Les deux
aveugles
Mt 09,27-31
² La croix des aveugles, qui peut la deviner ? Qui peut
s'imaginer un monde sans lumière et sans ombres, un espace sans profondeur et
tout un peuple d'objets qui menacent l'homme par le simple fait qu'ils sont là,
devant ses pas ?
La souffrance de l'aveugle, c'est aussi
d'abord sa dépendance. Dès qu'il dépasse les limites de ses repères familiers,
il perd toute autonomie et toute initiative ; il n'est plus libre que dans le
champ clos des choses qu'il touche, et toute sa sécurité repose sur l'amour et
la vigilance des autres.
Une autre de ses souffrances est
d'être coupé des sources normales d'information et de ne pouvoir apprécier ni
les résultats de son action ou de son art, ni les mille nuances du comportement
des humains qui se peignent et se lisent sur un visage.

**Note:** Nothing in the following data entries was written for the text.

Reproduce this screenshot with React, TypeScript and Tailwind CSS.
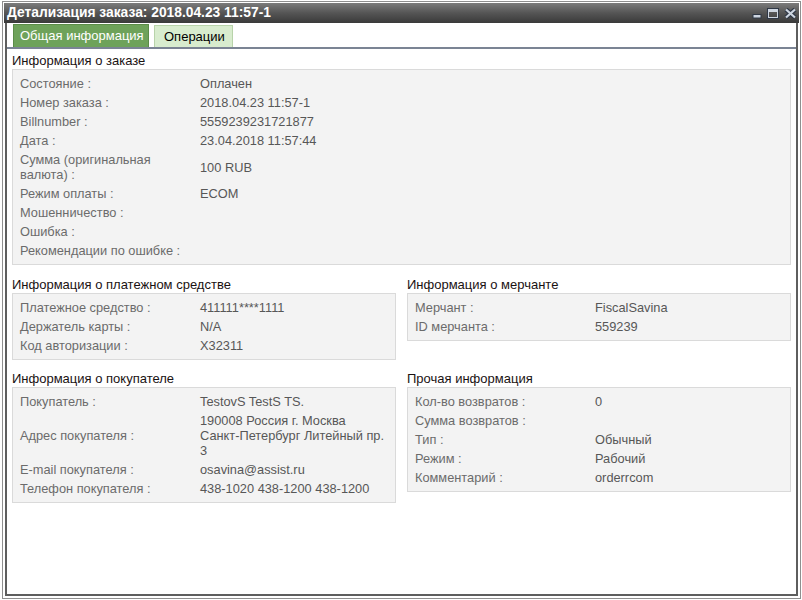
import React from "react";

type Row = { label: string; value?: React.ReactNode };

const orderRows: Row[] = [
    { label: "Состояние :", value: "Оплачен" },
    { label: "Номер заказа :", value: "2018.04.23 11:57-1" },
    { label: "Billnumber :", value: "5559239231721877" },
    { label: "Дата :", value: "23.04.2018 11:57:44" },
    { label: "Сумма (оригинальная валюта) :", value: "100 RUB" },
    { label: "Режим оплаты :", value: "ECOM" },
    { label: "Мошенничество :" },
    { label: "Ошибка :" },
    { label: "Рекомендации по ошибке :" },
];

const paymentRows: Row[] = [
    { label: "Платежное средство :", value: "411111****1111" },
    { label: "Держатель карты :", value: "N/A" },
    { label: "Код авторизации :", value: "X32311" },
];

const merchantRows: Row[] = [
    { label: "Мерчант :", value: "FiscalSavina" },
    { label: "ID мерчанта :", value: "559239" },
];

const buyerRows: Row[] = [
    { label: "Покупатель :", value: "TestovS TestS TS." },
    {
        label: "Адрес покупателя :",
        value: (
            <>
                190008 Россия г. Москва <span className="whitespace-nowrap">Санкт-Петербург</span> Литейный пр. 3
            </>
        ),
    },
    { label: "E-mail покупателя :", value: "osavina@assist.ru" },
    { label: "Телефон покупателя :", value: "438-1020 438-1200 438-1200" },
];

const otherRows: Row[] = [
    { label: "Кол-во возвратов :", value: "0" },
    { label: "Сумма возвратов :" },
    { label: "Тип :", value: "Обычный" },
    { label: "Режим :", value: "Рабочий" },
    { label: "Комментарий :", value: "orderrcom" },
];

function Section({ title, rows, valueWidth }: { title: string; rows: Row[]; valueWidth?: string }) {
    return (
        <div className="flex flex-col">
            <div className="h-[16px] leading-[16px] text-[13px] text-[#1a1212]">{title}</div>
            <div className="border border-[#dadada] bg-[#f3f3f3] pl-[7px] pr-2 py-[4px]">
                {rows.map((row, i) => (
                    <div key={i} className="flex items-center py-[2px] text-[12.8px] leading-[15px]">
                        <div className="w-[180px] shrink-0 text-[#6b6b6b] pr-4">{row.label}</div>
                        <div className={"text-[#575757] " + (valueWidth ?? "")}>{row.value}</div>
                    </div>
                ))}
            </div>
        </div>
    );
}

export default function App() {
    return (
        <div className="w-[802px] h-[600px] bg-white pl-[2px] pt-px font-['Liberation_Sans',Arial,sans-serif] overflow-hidden">
            <div className="w-[799px] h-[598px] border border-[#8f8f8f] bg-white p-px flex flex-col">
                <div className="h-[20px] shrink-0 bg-gradient-to-b from-[#7c7c7c] via-[#555555] to-[#3a3a3a] flex items-center justify-between pl-[3px] pr-[2px]">
                    <div className="text-white font-bold text-[13.8px] leading-none">Детализация заказа: 2018.04.23 11:57-1</div>
                    <div className="flex items-center gap-[5px] mt-[1px]">
                        <svg width="10" height="11" viewBox="0 0 10 11">
                            <rect x="1" y="6.5" width="8" height="3.5" fill="#cdd5e0" stroke="#2f3846" />
                        </svg>
                        <svg width="12" height="11" viewBox="0 0 12 11">
                            <rect x="1" y="1" width="10" height="9" fill="none" stroke="#2f3846" strokeWidth="2" />
                            <rect x="1.5" y="1.5" width="9" height="8" fill="none" stroke="#cdd5e0" strokeWidth="1" />
                            <rect x="2" y="2" width="8" height="2" fill="#cdd5e0" />
                        </svg>
                        <svg width="13" height="11" viewBox="0 0 13 11">
                            <path d="M2 1.5 L11 9.5 M11 1.5 L2 9.5" stroke="#2f3846" strokeWidth="4.5" />
                            <path d="M2 1.5 L11 9.5 M11 1.5 L2 9.5" stroke="#cdd5e0" strokeWidth="2.2" />
                        </svg>
                    </div>
                </div>
                <div className="flex-1 border-2 border-[#5e5e5e] border-t-0 bg-white flex flex-col mx-px mb-px">
                    <div className="h-[26px] shrink-0 flex items-end gap-[5px] pl-[6px] border-b-2 border-[#7b8494]">
                        <div className="w-[136px] h-[23px] bg-[#6ea25a] border border-[#5b8c48] border-b-0 text-white text-[13px] leading-[22px] pl-[6px]">Общая информация</div>
                        <div className="w-[79px] h-[22px] bg-[#d8ecce] border border-[#b8d3aa] border-b-0 text-black text-[13px] leading-[21px] pl-[9px]">Операции</div>
                    </div>
                    <div className="px-[5px] pt-[4px] flex flex-col">
                        <Section title="Информация о заказе" rows={orderRows} valueWidth="w-[160px]" />
                        <div className="grid grid-cols-2 gap-x-[11px] mt-[12px] items-start">
                            <Section title="Информация о платежном средстве" rows={paymentRows} />
                            <Section title="Информация о мерчанте" rows={merchantRows} />
                        </div>
                        <div className="grid grid-cols-2 gap-x-[11px] mt-[11px] items-start">
                            <Section title="Информация о покупателе" rows={buyerRows} valueWidth="w-[190px]" />
                            <Section title="Прочая информация" rows={otherRows} />
                        </div>
                    </div>
                </div>
            </div>
        </div>
    );
}
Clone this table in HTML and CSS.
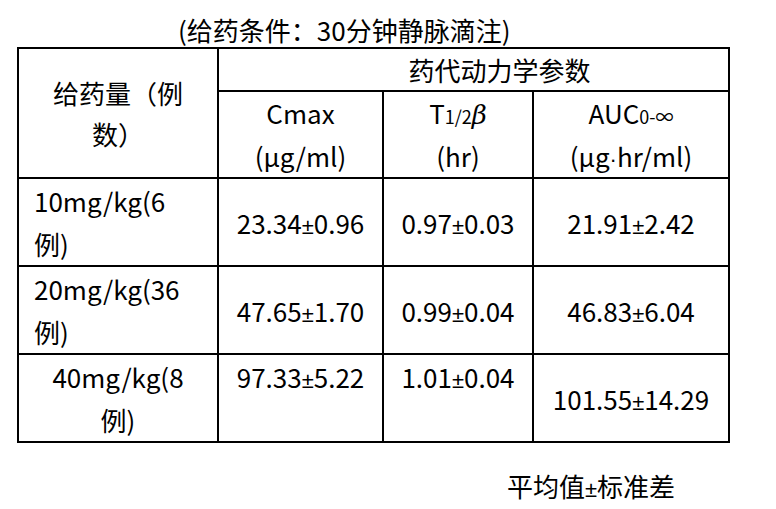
FILE: index.html
```html
<!DOCTYPE html>
<html lang="zh-CN">
<head>
    <meta charset="UTF-8">
    <meta name="viewport" content="width=device-width, initial-scale=1.0">
    <title>药代动力学参数</title>
    <link rel="stylesheet" href="styles.css">
</head>
<body>
    <div class="page">
        <div class="caption">(给药条件：30分钟静脉滴注)</div>

        <table class="pk-table">
            <colgroup>
                <col class="col-dose">
                <col class="col-cmax">
                <col class="col-half">
                <col class="col-auc">
            </colgroup>
            <tr class="head-top">
                <td rowspan="2" class="dose-head">给药量（例<br>数）</td>
                <td colspan="3" class="group-head">药代动力学参数</td>
            </tr>
            <tr class="head-sub">
                <td>Cmax<br>(μg/ml)</td>
                <td>T<span class="small">1/2</span><span class="beta">β</span><br>(hr)</td>
                <td>AUC<span class="small">0-∞</span><br>(μg<span class="sym">·</span>hr/ml)</td>
            </tr>
            <tr class="row">
                <td class="dose">10mg/kg(6<br>例)</td>
                <td>23.34<span class="sym">±</span>0.96</td>
                <td>0.97<span class="sym">±</span>0.03</td>
                <td>21.91<span class="sym">±</span>2.42</td>
            </tr>
            <tr class="row">
                <td class="dose">20mg/kg(36<br>例)</td>
                <td>47.65<span class="sym">±</span>1.70</td>
                <td>0.99<span class="sym">±</span>0.04</td>
                <td>46.83<span class="sym">±</span>6.04</td>
            </tr>
            <tr class="row">
                <td class="dose centered top">40mg/kg(8<br>例)</td>
                <td class="top">97.33<span class="sym">±</span>5.22</td>
                <td class="top">1.01<span class="sym">±</span>0.04</td>
                <td>101.55<span class="sym">±</span>14.29</td>
            </tr>
        </table>

        <div class="note">平均值<span class="sym">±</span>标准差</div>
    </div>
</body>
</html>
```

FILE: styles.css
```css
body {
    margin: 0;
    background: #fff;
    color: #000;
    font-family: "Noto Sans CJK SC", "Noto Sans", sans-serif;
    font-size: 26px;
}

.page {
    padding: 13px 0 0 17px;
}

.caption {
    line-height: 34px;
    padding-left: 161px;
}

.pk-table {
    border-collapse: collapse;
    table-layout: fixed;
    width: 711px;
}

.col-dose { width: 200px; }
.col-cmax { width: 165px; }
.col-half { width: 150px; }
.col-auc { width: 196px; }

.pk-table td {
    border: 2px solid #000;
    padding: 0;
    text-align: center;
    vertical-align: middle;
    line-height: 43px;
    white-space: nowrap;
}

.head-top td {
    line-height: 41px;
}

.head-sub td {
    line-height: 42.5px;
}

.group-head {
    text-indent: 2em;
}

.pk-table td.dose {
    text-align: left;
    padding-left: 15px;
}

.pk-table td.centered {
    text-align: center;
    padding-left: 0;
}

.pk-table td.top {
    vertical-align: top;
}

.small,
.sym,
.beta {
    line-height: 1;
}

.small {
    font-size: 18px;
}

.sym {
    font-family: "Liberation Sans", sans-serif;
    font-size: 22px;
}

.beta {
    font-family: "DejaVu Serif", serif;
    font-style: italic;
}

.note {
    margin-top: 21px;
    padding-left: 490px;
    line-height: 43px;
}
```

² Et c'est pourquoi, ce jour-là, les deux aveugles de
Capharnaüm, décidés à tenter coûte que coûte leur dernière chance, criaient
vers Jésus :"Aie pitié de nous, fils de David" ; c'est pourquoi nous
aussi, menacés que nous sommes d'aveuglement spirituel, nous nous mettons en
marche vers Celui-là qui peut seul nous guérir.
Nous voilà en effet tâtonnants dans
notre propre vie, plus ou moins dépendants, pour nous orienter, des recherches
ou des intuitions de ceux qui aperçoivent encore quelque chose. Nous ne voyons
même plus deux ans à l'avance, et sans cesse s'amenuise l'espace que nous
pouvons honnêtement dominer ou parcourir. Nous n'étions pas aveugles de
naissance, et le baptême a même illuminé nos eux ; mais la ténèbre que nous
laissons s'infiltrer dans notre cœur finit par obscurcir notre regard, et nos
yeux, à force de se détourner du grand jour de la foi, ne supportent même plus
les lueurs plus douces de l'espérance.
² Quand on est aveugle, ce n'est pas la lumière qui est
en cause : ce sont les yeux qui ne peuvent l'accueillir. C'est bien là notre
malheur et notre peine, de sentir que nos yeux ne supportent plus la lumière
qui donnerait sens à notre vie, à nos efforts, à nos épreuves. Et pourtant la
lumière est là, déjà là, toujours là. Nous savons que le Christ, dans le monde,
a laissé sa lumière et que seul notre
aveuglement nous empêche de la saisir ; et c'est pourquoi, tournés vers le
Christ ressuscité, qui était, qui est, et qui vient à nous, nous lui crions,
dans notre solitude et avec l'Église douloureuse :"Aie pitié de nous, fils
de Dieu ".
Et la réponse du Seigneur n'a pas
changé depuis deux mille ans :"Croyez-vous que je peux faire cela ?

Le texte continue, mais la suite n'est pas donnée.